Dans le cadre de notre recherche, nous suivons les préconisations de Geringer et Hebert (1991) en combinant les deux mesures de la performance de la coentreprise internationale : les mesures objectives et les mesures subjectives. Nous intégrons également la perspective financière du « Balanced Scorecard » de Kaplan et Norton (1992). Ainsi, nous évaluerons la performance globale des coentreprises en intégrants des critères objectifs et des critères subjectifs. Dohou et Berland (2007 : 21) définissent la performance globale comme « une convention sociale co-construite et négociée entre les dirigeants de l’entreprise et ses différentes parties prenantes ».

Notre étude reprend les critères objectifs mis en avant dans la littérature : (i) les critères financiers : le chiffre d’affaire; la rentabilité; la part de marché; la productivité et l’efficacité en recherche et développement; (ii) les critères de respect des engagements : le respect des objectifs fixés; du budget; des dates de livraison; des procédures et de la qualité des produits; et (iii) le critère de stabilité des relations entre les partenaires. De plus, nous intégrons deux items relatifs à la mesure subjective de la performance des coentreprises : les attentes des partenaires par rapport aux retombées économiques et financières, et la satisfaction du partenaire sur sa performance. La satisfaction dans les relations inter-organisationnelles est un déterminant efficace pour assurer la continuité la relation (Beamish, 1984; Geringer et Hébert, 1991). Notre approche de la performance globale de la coentreprise internationale permet de formuler notre principale hypothèse de recherche :

H1. Plus les parents sont motivés, plus la performance globale de la coentreprise internationale est élevée.

H1.1. Plus le parent local est motivé, plus la performance de la coentreprise internationale est élevée.

H1.2. Plus le parent étranger est motivé, plus la performance de la coentreprise internationale est élevée.

Méthodologie de recherche

Dans la partie méthodologique, nous développerons le contexte de notre étude, la présentation de notre échantillon, ainsi que les variables mobilisées.

Le contexte de l’étude

A la croisée des chemins entre l’Europe, le Moyen-Orient et l’Asie centrale, la Turquie est un véritable tremplin commercial pour accéder à ces marchés, soit près d’un milliard de consommateurs. Avec une population de 72 millions d’habitants en 2007 et une classe moyenne avec un pouvoir d’achat en plein essor, le marché turc revêt un potentiel certain.

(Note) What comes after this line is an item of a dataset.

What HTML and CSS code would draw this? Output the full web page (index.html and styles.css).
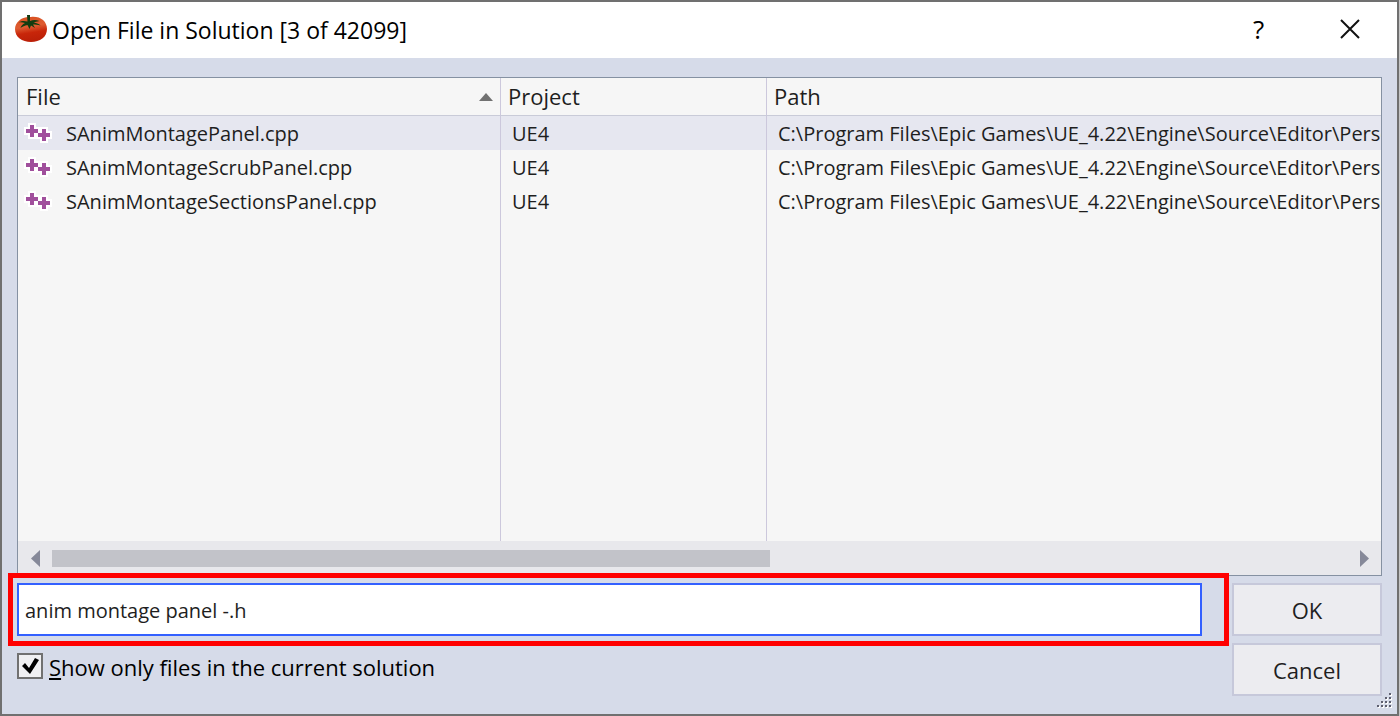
FILE: index.html
```html
<!DOCTYPE html>
<html lang="en">
<head>
  <meta charset="UTF-8" />
  <meta name="viewport" content="width=device-width, initial-scale=1" />
  <title>Open File in Solution</title>
  <link rel="stylesheet" href="styles.css">
</head>
<body>
  <!-- shared icon for C++ source files -->
  <svg class="defs" width="0" height="0">
    <symbol id="cpp-icon" viewBox="0 0 28 20">
      <path fill="#fff" stroke="#fff" stroke-width="4" d="M6 2h4v4h4v4h-4v4H6v-4H2V6h4zM18 6h4v4h4v4h-4v4h-4v-4h-4v-4h4z" />
      <path fill="#a04f9c" d="M6 2h4v4h4v4h-4v4H6v-4H2V6h4zM18 6h4v4h4v4h-4v4h-4v-4h-4v-4h4z" />
    </symbol>
  </svg>

  <div class="dialog">
    <header class="titlebar">
      <svg class="app-icon" viewBox="0 0 32 28">
        <defs>
          <linearGradient id="tomato" x1="0" y1="0" x2="0.2" y2="1">
            <stop offset="0" stop-color="#d8501f" />
            <stop offset="0.45" stop-color="#de5c32" />
            <stop offset="0.7" stop-color="#c8260a" />
            <stop offset="1" stop-color="#bc2008" />
          </linearGradient>
        </defs>
        <path fill="url(#tomato)" d="M16 2C25 1 32 6 32 14c0 8-7 13-16 13S0 22 0 14C0 7 7 1 16 2z" />
        <path fill="#123c10" d="M12 0h3v6c3-1.500 6-1.500 9.500 0-3 .5-4.500 1-6 1.500 3.500 .5 6 1.500 7 3-3-.8-5-1-7.500-1l2 3.500-4-2.500-1.500 3.500-2-4c-3 .5-5 1.500-7 3 .5-2 2-4 4.500-5-2.500-.8-4.500-.8-6.500-.5 2-1.500 5-2 9-1z" />
      </svg>
      <h1 class="title">Open File in Solution [3 of 42099]</h1>
      <button type="button" class="title-btn" aria-label="Help">?</button>
      <button type="button" class="title-btn" aria-label="Close">
        <svg width="20" height="20" viewBox="0 0 20 20"><path stroke="#111" stroke-width="2" d="M1 1l18 18M19 1L1 19" /></svg>
      </button>
    </header>

    <form class="content">
      <div class="file-list">
        <table class="files">
          <thead>
            <tr>
              <th class="col-file">
                <span class="sortable">File
                  <svg class="sort-arrow" viewBox="0 0 14 8"><path fill="#717171" d="M0 8l7-8 7 8z" /></svg>
                </span>
              </th>
              <th class="col-project">Project</th>
              <th>Path</th>
            </tr>
          </thead>
          <tbody>
            <tr class="selected">
              <td><span class="name"><svg class="file-icon"><use href="#cpp-icon" /></svg>SAnimMontagePanel.cpp</span></td>
              <td>UE4</td>
              <td>C:\Program Files\Epic Games\UE_4.22\Engine\Source\Editor\Perso</td>
            </tr>
            <tr>
              <td><span class="name"><svg class="file-icon"><use href="#cpp-icon" /></svg>SAnimMontageScrubPanel.cpp</span></td>
              <td>UE4</td>
              <td>C:\Program Files\Epic Games\UE_4.22\Engine\Source\Editor\Perso</td>
            </tr>
            <tr>
              <td><span class="name"><svg class="file-icon"><use href="#cpp-icon" /></svg>SAnimMontageSectionsPanel.cpp</span></td>
              <td>UE4</td>
              <td>C:\Program Files\Epic Games\UE_4.22\Engine\Source\Editor\Perso</td>
            </tr>
            <tr class="filler"><td></td><td></td><td></td></tr>
          </tbody>
        </table>
        <div class="scrollbar">
          <button type="button" class="scroll-btn" aria-label="Scroll left">
            <svg width="9" height="17" viewBox="0 0 9 17"><path fill="#868999" d="M9 0v17L0 8.500z" /></svg>
          </button>
          <div class="track"><div class="thumb"></div></div>
          <button type="button" class="scroll-btn" aria-label="Scroll right">
            <svg width="9" height="17" viewBox="0 0 9 17"><path fill="#868999" d="M0 0v17l9-8.500z" /></svg>
          </button>
        </div>
      </div>

      <div class="controls">
        <div class="search">
          <input type="text" class="search-box" aria-label="Search" value="anim montage panel -.h" />
        </div>
        <button type="submit" class="btn">OK</button>
        <div class="option">
          <input type="checkbox" id="only-solution" checked />
          <label for="only-solution"><u>S</u>how only files in the current solution</label>
        </div>
        <button type="button" class="btn">Cancel</button>
      </div>
    </form>

    <svg class="grip" width="16" height="16" viewBox="0 0 16 16">
      <path fill="#fff" d="M14 2h2v2h-2zM10 6h2v2h-2zM14 6h2v2h-2zM6 10h2v2H6zM10 10h2v2h-2zM14 10h2v2h-2zM2 14h2v2H2zM6 14h2v2H6zM10 14h2v2h-2zM14 14h2v2h-2z" />
      <path fill="#5e6070" d="M13 1h2v2h-2zM9 5h2v2H9zM13 5h2v2h-2zM5 9h2v2H5zM9 9h2v2H9zM13 9h2v2h-2zM1 13h2v2H1zM5 13h2v2H5zM9 13h2v2H9zM13 13h2v2h-2z" />
    </svg>
  </div>
</body>
</html>
```
FILE: styles.css
```css
* {
  box-sizing: border-box;
}
body {
  margin: 0;
  padding-right: 1px;
  background: #c4c4c4;
  color: #1e1e1e;
  font-family: "Open Sans", "Noto Sans", sans-serif;
  font-size: 20px;
  line-height: 30px;
}
button, input {
  font: inherit;
  color: inherit;
}
button {
  padding: 0;
  border: none;
  background: none;
}
.defs {
  position: absolute;
}
.dialog {
  position: relative;
  display: flex;
  flex-direction: column;
  height: 100vh;
  border: 2px solid #707070;
  background: #d6dbe9;
}

/* title bar */
.titlebar {
  display: flex;
  align-items: center;
  height: 56px;
  padding: 0 2px 2px 13px;
  background: #fff;
  color: #000;
}
.app-icon {
  width: 32px;
  height: 28px;
  margin-right: 5px;
}
.title {
  flex: 1;
  margin: 0;
  padding-top: 2px;
  font-size: 23px;
  font-weight: normal;
}
.title-btn {
  display: flex;
  align-items: center;
  justify-content: center;
  width: 91px;
  height: 54px;
  font-size: 26px;
  font-weight: 500;
}

.content {
  flex: 1;
  display: flex;
  flex-direction: column;
  gap: 7px;
  min-height: 0;
  padding: 19px 15px 18px;
}

/* file list */
.file-list {
  flex: 1;
  display: flex;
  flex-direction: column;
  min-height: 0;
  border: 1px solid #8591a2;
  background: #f6f6f6;
}
.files {
  flex: 1;
  width: 100%;
  table-layout: fixed;
  border-collapse: separate;
  border-spacing: 0;
}
.files th, .files td {
  padding: 2px 11px 0;
  border-right: 1px solid #ccc8dc;
  text-align: left;
  white-space: nowrap;
  overflow: hidden;
}
.files th:last-child, .files td:last-child {
  padding-right: 0;
  border-right: none;
}
.files th {
  height: 38px;
  padding: 0 7px 2px;
  border-bottom: 1px solid #c9cbd8;
  font-size: 22px;
  font-weight: normal;
}
.files td {
  height: 34px;
}
.files .filler td {
  height: auto;
}
.files td:first-child {
  padding-left: 6px;
}
.files .col-file {
  width: 483px;
  padding-left: 8px;
}
.col-project {
  width: 266px;
}
.sortable {
  display: flex;
  align-items: center;
  justify-content: space-between;
}
.sort-arrow {
  width: 14px;
  height: 8px;
  margin-top: 2px;
}
.selected {
  background: #e6e7f0;
}
.name {
  display: flex;
  align-items: center;
}
.file-icon {
  width: 28px;
  height: 20px;
  margin: 0 14px 2px 0;
}
.scrollbar {
  display: flex;
  align-items: center;
  gap: 12px;
  height: 34px;
  padding: 0 12px 0 13px;
  background: #e8e8ec;
}
.scroll-btn {
  display: flex;
}
.track {
  flex: 1;
}
.thumb {
  width: 55.4%;
  height: 17px;
  background: #c2c3c9;
}

/* search box, option and buttons */
.controls {
  display: grid;
  grid-template-columns: 1fr 150px;
  gap: 7px 30px;
}
.search {
  position: relative;
}
/* red highlight frame around the search box */
.search::after {
  content: "";
  position: absolute;
  inset: -10px -27px -10px -9px;
  border: 5px solid #f00;
  pointer-events: none;
}
.search-box {
  display: block;
  width: 100%;
  height: 53px;
  padding: 2px 6px 0;
  border: 2px solid #3360ff;
  border-radius: 0;
  outline: none;
  background: #fff;
}
.btn {
  height: 53px;
  border: 2px solid #c6c8da;
  background: #ececf0;
  font-size: 22px;
}
.option {
  display: flex;
  align-items: center;
  gap: 6px;
  height: 46px;
  color: #000;
  font-size: 22px;
}
.option label {
  padding-top: 2px;
}
.option input {
  appearance: none;
  width: 26px;
  height: 26px;
  margin: 0;
  border: 2px solid #717171;
  background: #f0f0f2;
}
.option input:checked::before {
  content: "";
  display: block;
  width: 22px;
  height: 22px;
  background: #000;
  clip-path: polygon(3px 11px, 6px 8px, 10px 13px, 16px 3px, 20px 5px, 11px 19px);
}
.grip {
  position: absolute;
  right: 5px;
  bottom: 6px;
}
```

La Turquie est passée d’une économie fermée à une économie ouverte à partir des années 1980. L’entrée en vigueur de l’union douanière avec l’Union Européenne, le 31 décembre 1995, a facilité la libre circulation des marchandises, une politique de préférences tarifaires communes, des dispositions douanières et le rapprochement des législations, y compris dans les domaines de la propriété intellectuelle, industrielle et commerciale, de la concurrence et de la fiscalité. Le marché turc repose sur des holdings d’envergure internationale (Koç, Sabanci, Zorlu, Ezacıbaşı, etc.) et également sur un tissu de PME très compétitives (Gonenc et Aybar, 2006; Raman, 2009). Cette dynamique entrepreneuriale offre aux investisseurs étrangers une multitude d’avantages : la connaissance des besoins du marché local; les relations avec les banques, les syndicats et plus généralement l’Etat turc, etc. Malgré la crise mondiale de 2008, la Turquie est une économie émergente qui a eu une croissance positive de +1,1 % en 2009.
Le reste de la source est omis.